## BEGIN DATASET RECORDS
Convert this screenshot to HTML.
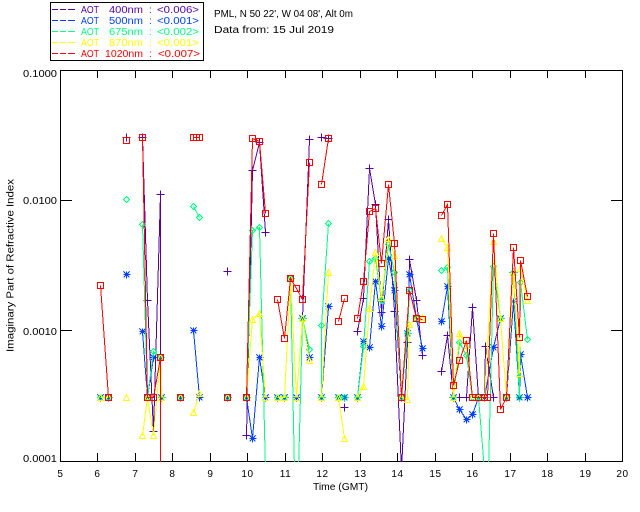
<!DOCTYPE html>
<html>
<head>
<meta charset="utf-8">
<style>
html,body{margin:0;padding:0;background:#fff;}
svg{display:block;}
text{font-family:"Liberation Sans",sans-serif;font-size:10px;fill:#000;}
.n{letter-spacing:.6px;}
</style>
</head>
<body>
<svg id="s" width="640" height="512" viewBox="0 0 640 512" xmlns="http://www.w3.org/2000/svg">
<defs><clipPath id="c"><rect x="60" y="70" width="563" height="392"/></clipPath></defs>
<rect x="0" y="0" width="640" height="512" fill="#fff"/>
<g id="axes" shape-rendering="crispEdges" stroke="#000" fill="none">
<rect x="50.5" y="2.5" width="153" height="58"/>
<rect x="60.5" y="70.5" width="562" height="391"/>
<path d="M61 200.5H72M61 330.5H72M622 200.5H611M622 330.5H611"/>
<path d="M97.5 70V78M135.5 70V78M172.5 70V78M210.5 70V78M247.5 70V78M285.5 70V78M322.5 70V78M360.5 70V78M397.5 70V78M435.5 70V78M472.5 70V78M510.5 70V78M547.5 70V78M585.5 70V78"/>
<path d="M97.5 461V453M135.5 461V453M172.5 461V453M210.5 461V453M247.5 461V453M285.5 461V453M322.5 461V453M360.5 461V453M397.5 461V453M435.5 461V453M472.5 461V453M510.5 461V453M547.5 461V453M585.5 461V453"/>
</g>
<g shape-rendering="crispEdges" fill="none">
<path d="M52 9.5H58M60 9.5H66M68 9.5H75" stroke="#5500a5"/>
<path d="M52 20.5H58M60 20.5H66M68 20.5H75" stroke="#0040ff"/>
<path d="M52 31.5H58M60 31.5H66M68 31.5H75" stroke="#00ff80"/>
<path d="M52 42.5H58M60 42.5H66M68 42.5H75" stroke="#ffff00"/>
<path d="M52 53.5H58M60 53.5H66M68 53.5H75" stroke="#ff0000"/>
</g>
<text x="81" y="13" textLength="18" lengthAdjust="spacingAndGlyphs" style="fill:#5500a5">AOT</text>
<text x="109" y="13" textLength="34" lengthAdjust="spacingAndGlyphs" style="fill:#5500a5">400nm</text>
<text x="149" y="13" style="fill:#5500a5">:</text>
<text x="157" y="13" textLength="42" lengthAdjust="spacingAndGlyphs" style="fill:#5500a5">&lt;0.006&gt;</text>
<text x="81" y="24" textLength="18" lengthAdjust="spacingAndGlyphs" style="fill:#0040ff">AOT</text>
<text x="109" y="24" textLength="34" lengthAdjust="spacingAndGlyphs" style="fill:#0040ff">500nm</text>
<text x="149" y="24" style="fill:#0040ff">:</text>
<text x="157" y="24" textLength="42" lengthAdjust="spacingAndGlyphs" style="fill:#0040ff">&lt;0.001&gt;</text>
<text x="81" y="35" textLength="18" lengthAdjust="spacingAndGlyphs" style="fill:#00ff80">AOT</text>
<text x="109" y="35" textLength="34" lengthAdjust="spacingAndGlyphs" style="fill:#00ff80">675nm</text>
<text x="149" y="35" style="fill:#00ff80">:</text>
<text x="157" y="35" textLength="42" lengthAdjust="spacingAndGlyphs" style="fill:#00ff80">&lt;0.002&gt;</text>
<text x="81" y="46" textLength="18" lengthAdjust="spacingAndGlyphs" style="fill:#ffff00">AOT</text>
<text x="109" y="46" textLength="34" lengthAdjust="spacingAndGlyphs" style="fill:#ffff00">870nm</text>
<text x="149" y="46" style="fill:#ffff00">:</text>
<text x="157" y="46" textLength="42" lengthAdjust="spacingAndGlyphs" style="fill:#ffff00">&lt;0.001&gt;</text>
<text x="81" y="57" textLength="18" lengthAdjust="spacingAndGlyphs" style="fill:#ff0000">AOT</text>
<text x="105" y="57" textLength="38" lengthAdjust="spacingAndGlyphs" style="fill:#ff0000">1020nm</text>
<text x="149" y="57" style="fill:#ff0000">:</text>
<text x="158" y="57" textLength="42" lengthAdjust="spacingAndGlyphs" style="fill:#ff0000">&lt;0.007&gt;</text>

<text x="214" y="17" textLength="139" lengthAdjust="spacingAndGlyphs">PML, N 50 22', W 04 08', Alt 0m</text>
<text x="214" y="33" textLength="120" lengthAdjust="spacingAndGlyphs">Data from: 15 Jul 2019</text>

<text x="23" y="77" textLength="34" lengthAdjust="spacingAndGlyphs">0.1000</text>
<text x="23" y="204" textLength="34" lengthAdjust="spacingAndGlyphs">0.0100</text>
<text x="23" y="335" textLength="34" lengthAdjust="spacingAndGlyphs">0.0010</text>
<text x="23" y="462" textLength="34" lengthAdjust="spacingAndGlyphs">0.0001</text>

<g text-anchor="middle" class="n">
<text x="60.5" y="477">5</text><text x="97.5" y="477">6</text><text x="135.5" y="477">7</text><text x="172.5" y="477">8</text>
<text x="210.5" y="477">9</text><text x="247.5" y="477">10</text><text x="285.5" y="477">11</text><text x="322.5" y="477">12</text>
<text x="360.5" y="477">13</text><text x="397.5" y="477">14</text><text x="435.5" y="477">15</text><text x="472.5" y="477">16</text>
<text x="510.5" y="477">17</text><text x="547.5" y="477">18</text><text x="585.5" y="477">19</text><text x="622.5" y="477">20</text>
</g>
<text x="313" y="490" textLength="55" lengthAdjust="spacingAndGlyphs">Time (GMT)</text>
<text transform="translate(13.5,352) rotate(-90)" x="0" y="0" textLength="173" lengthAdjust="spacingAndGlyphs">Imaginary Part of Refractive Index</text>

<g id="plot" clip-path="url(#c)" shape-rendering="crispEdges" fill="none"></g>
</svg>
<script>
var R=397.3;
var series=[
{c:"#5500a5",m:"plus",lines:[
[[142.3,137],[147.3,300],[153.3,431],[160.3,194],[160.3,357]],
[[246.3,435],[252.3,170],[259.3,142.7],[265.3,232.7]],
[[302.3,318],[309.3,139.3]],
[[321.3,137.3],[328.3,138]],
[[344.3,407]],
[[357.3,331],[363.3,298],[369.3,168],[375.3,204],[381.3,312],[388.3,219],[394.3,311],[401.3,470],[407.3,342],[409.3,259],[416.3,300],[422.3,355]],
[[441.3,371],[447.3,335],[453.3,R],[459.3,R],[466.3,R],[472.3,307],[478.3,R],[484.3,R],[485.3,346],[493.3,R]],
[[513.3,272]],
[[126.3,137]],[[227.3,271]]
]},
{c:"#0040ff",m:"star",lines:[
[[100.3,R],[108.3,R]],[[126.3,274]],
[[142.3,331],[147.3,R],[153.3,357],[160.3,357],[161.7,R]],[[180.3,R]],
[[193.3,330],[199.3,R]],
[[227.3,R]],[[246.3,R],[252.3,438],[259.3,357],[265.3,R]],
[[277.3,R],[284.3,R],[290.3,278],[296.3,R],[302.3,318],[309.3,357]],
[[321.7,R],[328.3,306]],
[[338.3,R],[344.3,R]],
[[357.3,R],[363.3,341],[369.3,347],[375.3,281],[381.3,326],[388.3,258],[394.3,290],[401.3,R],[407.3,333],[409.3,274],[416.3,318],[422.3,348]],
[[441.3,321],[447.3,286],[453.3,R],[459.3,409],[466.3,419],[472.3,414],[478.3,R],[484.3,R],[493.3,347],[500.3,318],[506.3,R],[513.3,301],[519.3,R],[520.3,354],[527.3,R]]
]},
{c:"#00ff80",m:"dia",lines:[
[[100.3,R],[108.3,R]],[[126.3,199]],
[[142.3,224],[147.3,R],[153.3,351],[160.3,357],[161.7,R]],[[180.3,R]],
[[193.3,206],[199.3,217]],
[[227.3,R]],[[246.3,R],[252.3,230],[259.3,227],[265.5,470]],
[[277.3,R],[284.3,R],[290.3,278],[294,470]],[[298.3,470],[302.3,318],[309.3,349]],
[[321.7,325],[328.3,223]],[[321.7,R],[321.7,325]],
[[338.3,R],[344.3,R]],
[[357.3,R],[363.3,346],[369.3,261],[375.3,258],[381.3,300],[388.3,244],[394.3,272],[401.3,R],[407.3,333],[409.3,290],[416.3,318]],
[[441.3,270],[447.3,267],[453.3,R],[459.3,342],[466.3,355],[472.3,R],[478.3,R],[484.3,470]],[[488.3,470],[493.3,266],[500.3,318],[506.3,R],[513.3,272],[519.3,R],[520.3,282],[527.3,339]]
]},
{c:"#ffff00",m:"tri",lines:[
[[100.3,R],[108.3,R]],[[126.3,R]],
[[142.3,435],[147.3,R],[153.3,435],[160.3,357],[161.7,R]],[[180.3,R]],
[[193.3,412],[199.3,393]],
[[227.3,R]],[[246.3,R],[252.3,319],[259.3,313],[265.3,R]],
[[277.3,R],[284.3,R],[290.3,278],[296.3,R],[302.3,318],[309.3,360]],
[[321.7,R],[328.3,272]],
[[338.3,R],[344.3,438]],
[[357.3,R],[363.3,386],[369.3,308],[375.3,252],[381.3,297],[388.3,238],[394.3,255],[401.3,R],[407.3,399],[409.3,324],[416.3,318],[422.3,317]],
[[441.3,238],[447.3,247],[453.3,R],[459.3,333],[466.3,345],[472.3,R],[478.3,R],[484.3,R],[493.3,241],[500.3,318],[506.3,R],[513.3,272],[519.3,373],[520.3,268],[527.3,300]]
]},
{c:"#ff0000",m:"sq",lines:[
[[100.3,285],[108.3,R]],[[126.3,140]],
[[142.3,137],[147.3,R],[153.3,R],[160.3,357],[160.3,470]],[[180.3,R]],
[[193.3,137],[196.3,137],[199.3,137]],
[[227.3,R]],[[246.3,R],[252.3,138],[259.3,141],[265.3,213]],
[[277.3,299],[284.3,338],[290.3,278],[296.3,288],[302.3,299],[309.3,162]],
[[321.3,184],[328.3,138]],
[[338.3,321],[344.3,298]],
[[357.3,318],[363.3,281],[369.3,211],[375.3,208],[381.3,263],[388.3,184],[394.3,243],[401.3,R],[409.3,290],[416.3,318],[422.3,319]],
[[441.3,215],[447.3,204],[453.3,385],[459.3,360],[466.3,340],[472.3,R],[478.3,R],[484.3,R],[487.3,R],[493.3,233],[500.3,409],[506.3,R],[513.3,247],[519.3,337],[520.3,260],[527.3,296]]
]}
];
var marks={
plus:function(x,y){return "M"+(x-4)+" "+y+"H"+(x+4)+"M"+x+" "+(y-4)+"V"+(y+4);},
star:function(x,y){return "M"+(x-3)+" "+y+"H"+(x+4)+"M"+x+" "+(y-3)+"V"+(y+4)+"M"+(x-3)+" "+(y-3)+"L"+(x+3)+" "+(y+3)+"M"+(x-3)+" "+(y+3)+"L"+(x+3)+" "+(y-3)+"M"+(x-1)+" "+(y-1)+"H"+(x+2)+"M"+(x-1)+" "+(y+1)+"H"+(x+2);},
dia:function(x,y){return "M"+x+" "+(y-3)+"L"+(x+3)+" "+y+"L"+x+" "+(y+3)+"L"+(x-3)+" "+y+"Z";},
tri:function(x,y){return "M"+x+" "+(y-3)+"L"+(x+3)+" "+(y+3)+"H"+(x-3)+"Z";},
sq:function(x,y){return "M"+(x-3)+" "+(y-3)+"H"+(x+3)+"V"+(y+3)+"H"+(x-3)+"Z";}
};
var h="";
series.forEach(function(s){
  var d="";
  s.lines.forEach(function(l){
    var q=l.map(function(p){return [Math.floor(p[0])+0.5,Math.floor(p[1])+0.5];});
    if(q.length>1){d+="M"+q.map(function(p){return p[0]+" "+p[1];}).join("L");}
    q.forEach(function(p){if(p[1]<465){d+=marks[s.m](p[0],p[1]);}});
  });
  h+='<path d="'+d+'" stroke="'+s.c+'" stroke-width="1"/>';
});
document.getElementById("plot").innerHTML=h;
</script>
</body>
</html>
## END DATASET RECORDS
## BEGIN DATASET RECORDS
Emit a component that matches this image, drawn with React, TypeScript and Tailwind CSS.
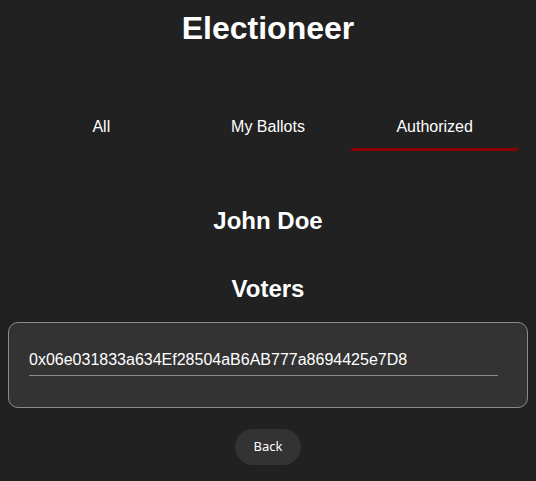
## END DATASET RECORDS
## BEGIN DATASET RECORDS
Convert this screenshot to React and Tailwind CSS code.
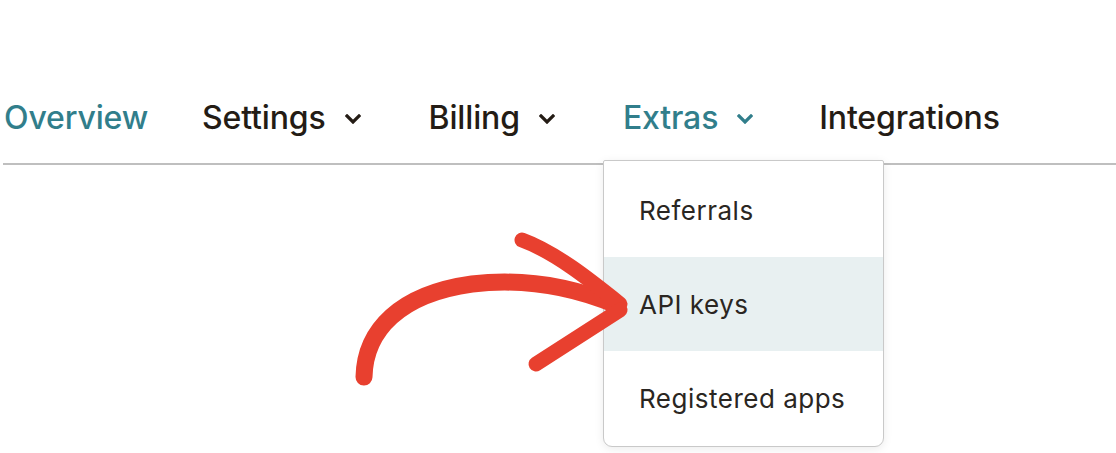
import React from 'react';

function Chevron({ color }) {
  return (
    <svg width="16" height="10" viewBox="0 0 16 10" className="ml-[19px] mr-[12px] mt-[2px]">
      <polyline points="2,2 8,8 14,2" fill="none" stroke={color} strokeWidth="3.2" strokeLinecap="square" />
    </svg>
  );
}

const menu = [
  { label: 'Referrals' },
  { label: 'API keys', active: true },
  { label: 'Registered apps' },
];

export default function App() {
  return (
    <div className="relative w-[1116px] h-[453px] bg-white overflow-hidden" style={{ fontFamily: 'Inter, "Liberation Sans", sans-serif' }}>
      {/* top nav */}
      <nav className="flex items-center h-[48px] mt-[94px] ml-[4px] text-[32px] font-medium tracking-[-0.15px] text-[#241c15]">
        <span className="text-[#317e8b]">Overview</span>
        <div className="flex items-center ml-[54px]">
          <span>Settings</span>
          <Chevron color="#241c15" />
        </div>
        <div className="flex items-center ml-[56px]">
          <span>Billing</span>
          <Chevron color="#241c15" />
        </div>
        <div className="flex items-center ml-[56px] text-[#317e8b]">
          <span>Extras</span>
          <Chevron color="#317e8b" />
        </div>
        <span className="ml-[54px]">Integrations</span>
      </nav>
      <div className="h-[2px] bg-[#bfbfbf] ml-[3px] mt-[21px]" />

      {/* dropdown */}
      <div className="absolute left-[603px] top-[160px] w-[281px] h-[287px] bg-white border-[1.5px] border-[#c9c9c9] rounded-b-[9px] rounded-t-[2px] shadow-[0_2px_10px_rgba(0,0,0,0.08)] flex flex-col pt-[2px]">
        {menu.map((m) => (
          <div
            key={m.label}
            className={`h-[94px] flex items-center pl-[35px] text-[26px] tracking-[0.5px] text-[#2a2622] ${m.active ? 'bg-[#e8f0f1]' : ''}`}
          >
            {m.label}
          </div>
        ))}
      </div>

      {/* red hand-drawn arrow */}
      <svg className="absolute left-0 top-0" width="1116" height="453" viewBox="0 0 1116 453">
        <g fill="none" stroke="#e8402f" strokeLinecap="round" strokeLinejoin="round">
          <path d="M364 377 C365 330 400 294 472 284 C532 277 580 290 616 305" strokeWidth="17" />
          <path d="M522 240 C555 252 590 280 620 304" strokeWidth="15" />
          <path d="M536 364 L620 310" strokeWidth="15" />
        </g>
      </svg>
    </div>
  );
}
## END DATASET RECORDS
**WHAT THE TASK REQUIRES**
List each line holding the string "React".

**RESPONSE FOR THIS EXERCISE**
Emit a component that matches this image, drawn with React, TypeScript and Tailwind CSS.
Convert this screenshot to React and Tailwind CSS code.
import React from 'react';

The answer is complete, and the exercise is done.